The deuterium scale on graphs in this note is annotated in 9 ‰ intervals, as 9 ‰ / ⁰C is the basic deuterium/temperature conversion factor for the Vostok core quoted by Petit (ibid.).
Present Values in Perspective
Each core-section in the overlap interval spans 20 to 23 years, and their deuterium values show much less variability than the annual values of snow. For comparability in the following graph, the snow values were averaged into 20-year groups, with the exception of the earliest (1654 to 1680) 26-year group. Each average was adjusted upward by 2.92 ‰ as suggested by the overlap comparison.
The chart shows Vostok ice-core deuterium, along with the adjusted snow-averages, for a detailed indication of temperature from -140000 (140000 BC) to 2000. Features in the chart are the cold end of a glaciation (-139000), warming to the second-highest thermal peak in the Vostok record (-416.3 ‰ at -127374), episodic but general cooling into glaciation with the lowest value in the record of -488.3 ‰ at -22413, warming through the Younger Dryas reversal (-11000) to the Holocene Optimum (-9200), then modest but variable cooling to the present.
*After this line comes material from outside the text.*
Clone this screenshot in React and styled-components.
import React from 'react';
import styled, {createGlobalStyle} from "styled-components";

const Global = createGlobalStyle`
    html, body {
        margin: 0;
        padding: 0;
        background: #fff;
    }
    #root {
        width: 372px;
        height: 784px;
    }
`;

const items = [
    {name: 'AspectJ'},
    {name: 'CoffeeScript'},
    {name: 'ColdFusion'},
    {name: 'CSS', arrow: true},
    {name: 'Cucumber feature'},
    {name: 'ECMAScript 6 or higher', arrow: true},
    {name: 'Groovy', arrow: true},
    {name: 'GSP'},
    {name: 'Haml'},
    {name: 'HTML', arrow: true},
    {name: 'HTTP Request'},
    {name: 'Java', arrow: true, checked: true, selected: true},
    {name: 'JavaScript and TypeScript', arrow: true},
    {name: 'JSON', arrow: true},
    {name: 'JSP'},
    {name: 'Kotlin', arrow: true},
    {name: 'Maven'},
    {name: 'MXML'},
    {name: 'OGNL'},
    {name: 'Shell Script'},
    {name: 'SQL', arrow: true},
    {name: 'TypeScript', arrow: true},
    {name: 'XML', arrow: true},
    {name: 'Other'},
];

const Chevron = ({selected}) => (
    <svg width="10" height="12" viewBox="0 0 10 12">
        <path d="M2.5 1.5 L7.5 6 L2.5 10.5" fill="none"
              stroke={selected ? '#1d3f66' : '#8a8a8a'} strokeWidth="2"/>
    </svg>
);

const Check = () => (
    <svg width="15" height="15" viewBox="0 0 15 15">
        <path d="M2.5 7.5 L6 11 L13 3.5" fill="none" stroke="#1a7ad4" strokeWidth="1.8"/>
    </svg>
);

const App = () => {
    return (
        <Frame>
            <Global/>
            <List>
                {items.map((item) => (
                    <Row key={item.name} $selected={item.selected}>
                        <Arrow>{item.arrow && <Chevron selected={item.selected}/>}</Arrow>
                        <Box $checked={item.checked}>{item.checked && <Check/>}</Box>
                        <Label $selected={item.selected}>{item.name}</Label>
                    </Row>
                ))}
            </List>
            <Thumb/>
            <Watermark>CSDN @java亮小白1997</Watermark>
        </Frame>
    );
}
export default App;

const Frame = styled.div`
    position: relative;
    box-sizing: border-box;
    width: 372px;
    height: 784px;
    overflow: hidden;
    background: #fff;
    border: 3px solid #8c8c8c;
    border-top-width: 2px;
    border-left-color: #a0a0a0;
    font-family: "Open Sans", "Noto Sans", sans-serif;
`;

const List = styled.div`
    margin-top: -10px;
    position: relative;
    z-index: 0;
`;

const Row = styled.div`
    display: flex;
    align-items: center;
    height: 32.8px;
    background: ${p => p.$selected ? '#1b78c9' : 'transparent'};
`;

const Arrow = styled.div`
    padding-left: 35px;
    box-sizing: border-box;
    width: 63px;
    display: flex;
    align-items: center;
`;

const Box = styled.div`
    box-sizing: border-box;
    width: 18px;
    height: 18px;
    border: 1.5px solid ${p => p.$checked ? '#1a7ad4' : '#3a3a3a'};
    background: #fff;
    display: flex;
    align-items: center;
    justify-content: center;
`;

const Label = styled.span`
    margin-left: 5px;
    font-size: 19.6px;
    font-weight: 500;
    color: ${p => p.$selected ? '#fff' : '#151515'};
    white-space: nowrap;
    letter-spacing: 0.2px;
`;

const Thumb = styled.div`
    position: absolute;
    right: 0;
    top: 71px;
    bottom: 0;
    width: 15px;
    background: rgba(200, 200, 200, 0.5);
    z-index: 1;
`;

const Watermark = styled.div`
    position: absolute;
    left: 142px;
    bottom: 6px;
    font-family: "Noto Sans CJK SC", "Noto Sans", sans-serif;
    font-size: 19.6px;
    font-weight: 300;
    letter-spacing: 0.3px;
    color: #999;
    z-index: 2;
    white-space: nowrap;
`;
Carbon-dioxide (CO2) measurements from air-inclusions in the cores from the Vostok (Petit, ibid.), Taylor Dome (A. Indermühle, et al., 1999) and Law Dome (D.M. Etheridge, et al. 1996) ice cores as well as from surface air at the South Pole (C.D. Keeling, et al., 2001) provide a record of CO2 in regional air from -412000 to 2000. The chart shows the portion from -140000.
To the year -6000, changes in CO2 lag proportional changes in deuterium. The lag tends to be shortest at lower values of deuterium and CO2 and longest after thermal peaks. For example, the chart shows that the decline in CO2 from -117000 to -104000 follows a proportional decline in deuterium that occurred about 9000 years earlier. Modern climate-science contends that CO2 is a powerful greenhouse gas that controls atmospheric temperature. Since cause must precede effect, lag shows that CO2 above the minimum level of 180 ppm in the Vostok record has no significant effect on temperature.
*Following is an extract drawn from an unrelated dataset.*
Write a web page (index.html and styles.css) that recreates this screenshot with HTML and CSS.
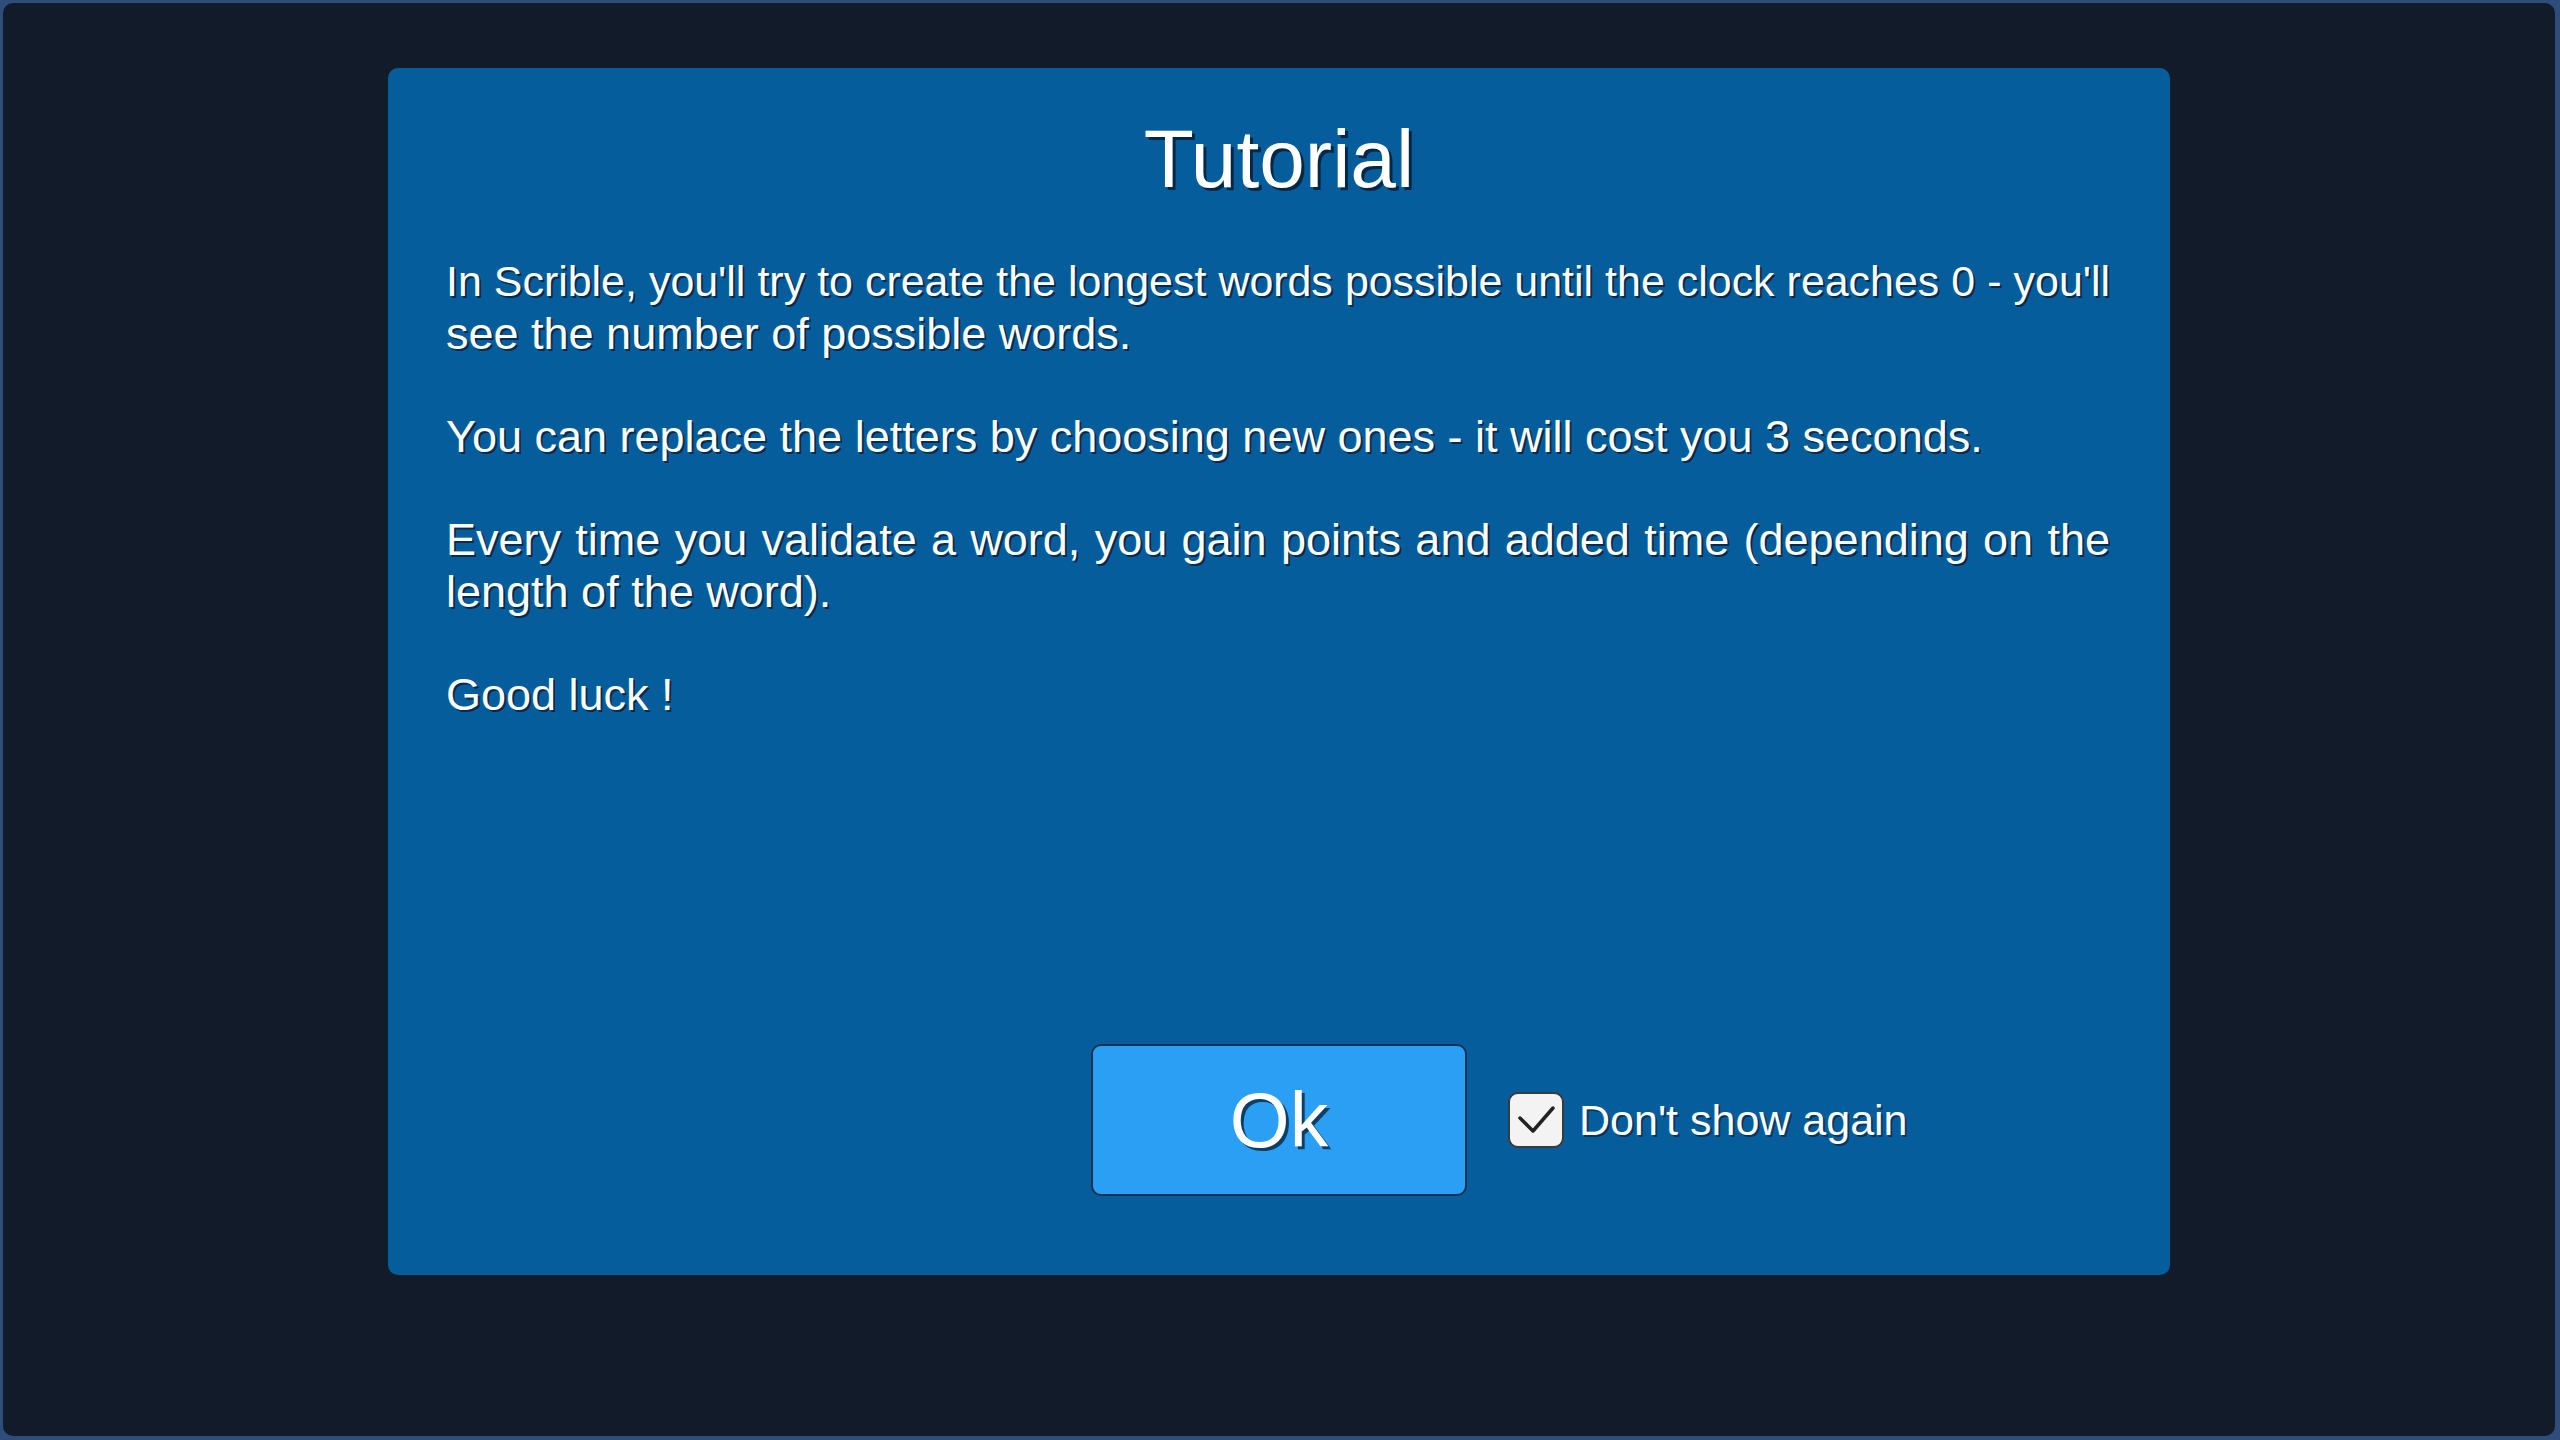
FILE: index.html
```html
<!DOCTYPE html>
<html lang="en">
<head>
    <meta charset="UTF-8">
    <meta name="viewport" content="width=device-width, initial-scale=1.0">
    <title>Scrible - Tutorial</title>
    <link rel="stylesheet" href="styles.css">
</head>
<body>
    <div id="screen">
        <div id="tutorial" class="panel">
            <h1 class="title">Tutorial</h1>
            <div class="text">
                <p>In Scrible, you'll try to create the longest words possible until the clock reaches 0 - you'll see the number of possible words.</p>
                <p>You can replace the letters by choosing new ones - it will cost you 3 seconds.</p>
                <p>Every time you validate a word, you gain points and added time (depending on the length of the word).</p>
                <p>Good luck !</p>
            </div>
            <div class="footer">
                <button class="button" id="ok-button">Ok</button>
                <label class="toggle">
                    <span class="checkbox">
                        <svg viewBox="0 0 56 56" width="56" height="56">
                            <path d="M12 26 L25 39 L45 16" fill="none" stroke="#222" stroke-width="3.5" stroke-linecap="round" stroke-linejoin="round"/>
                        </svg>
                    </span>
                    <span class="toggle-label">Don't show again</span>
                </label>
            </div>
        </div>
    </div>
</body>
</html>
```

FILE: styles.css
```css
body {
    margin: 0;
    background-color: #2f4d7a;
    font-family: "Liberation Sans", Arial, sans-serif;
    color: #ffffff;
}
#screen {
    margin: 3px 5px 4px 3px;
    height: 1433px;
    background-color: #121b2a;
    border-radius: 10px;
    padding-top: 65px;
    box-sizing: border-box;
}
.panel {
    width: 1782px;
    height: 1207px;
    margin: 0 auto;
    box-sizing: border-box;
    padding: 45px 58px 79px 58px;
    background-color: #065d9c;
    border-radius: 10px;
    display: flex;
    flex-direction: column;
}
.title {
    margin: 0;
    font-size: 82px;
    font-weight: normal;
    line-height: 92px;
    text-align: center;
    text-shadow: 3px 3px 0 rgba(4, 30, 55, 0.85);
}
.text {
    width: 1664px;
    margin-top: 51px;
    font-size: 45px;
    line-height: 51.6px;
    text-align: justify;
    text-shadow: 2px 2px 0 rgba(4, 30, 55, 0.8);
}
.text p {
    margin: 0 0 51.6px 0;
}
.text p:first-child::first-line {
    font-size: 42.9px;
}
.footer {
    margin-top: auto;
    display: grid;
    grid-template-columns: 1fr auto 1fr;
    align-items: center;
}
.button {
    grid-column: 2;
    width: 376px;
    height: 152px;
    box-sizing: border-box;
    border: 2px solid #0c3253;
    border-radius: 10px;
    background-color: #2b9ff4;
    color: #ffffff;
    font-family: "Liberation Sans", Arial, sans-serif;
    font-size: 77px;
    padding: 0;
    text-shadow: 3px 3px 0 rgba(4, 30, 55, 0.75);
    cursor: pointer;
}
.toggle {
    grid-column: 3;
    display: flex;
    align-items: center;
    margin-left: 41px;
    cursor: pointer;
}
.checkbox {
    width: 56px;
    height: 56px;
    box-sizing: border-box;
    border: 2px solid #3a3a3a;
    border-radius: 10px;
    background-color: #f3f3f3;
    display: flex;
    align-items: center;
    justify-content: center;
    overflow: hidden;
}
.checkbox svg {
    flex: none;
}
.toggle-label {
    margin-left: 15px;
    font-size: 43px;
    text-shadow: 2px 2px 0 rgba(4, 30, 55, 0.6);
}
```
From -6000 on, CO2 began to rise to concentrations far beyond any seen previously in the ice-core record. The lack of any corresponding rise in deuterium over the last 8000 years indicates, again, the lack of effect that CO2 has on atmospheric temperature.
Snow at Vostok from 1990-2010 has an adjusted deuterium value of -433.7 ‰. This is 18.9 ‰ below the highest value that is for a core section representing 219 years. It is 54.6 ‰ above the lowest value that is for a core section representing 91 years. Thus, from the Vostok perspective, our present climate is about 2 ⁰C below the warmest of the last 420000 years, and about 6 ⁰C above the coldest.
Conclusions
General CO2-lag in ice-core records and the lack of warming over the last 8000 years of extraordinary increase in CO2 show that the hypothesis of significant warming of the atmosphere by CO2 over the last century is absurd. Attribution of derivative effects (i.e. “climate change”) to CO2 is, therefore, ridiculous. These fictions, the dire prophecies that attend them and the disparagement of those that question them, however, are vigorously promoted and widely accepted. They seem to be as important socially as they are false scientifically.
While recent snow at Vostok adds to the falsification of the hypothesis of “dangerous man-made climate change by carbon-dioxide, a powerful heat-trapping greenhouse-gas”, such falsification was evident in the ice-core data published in 1999 and has always been logically obvious to anyone with an understanding of the carbon cycle at the surface of the earth.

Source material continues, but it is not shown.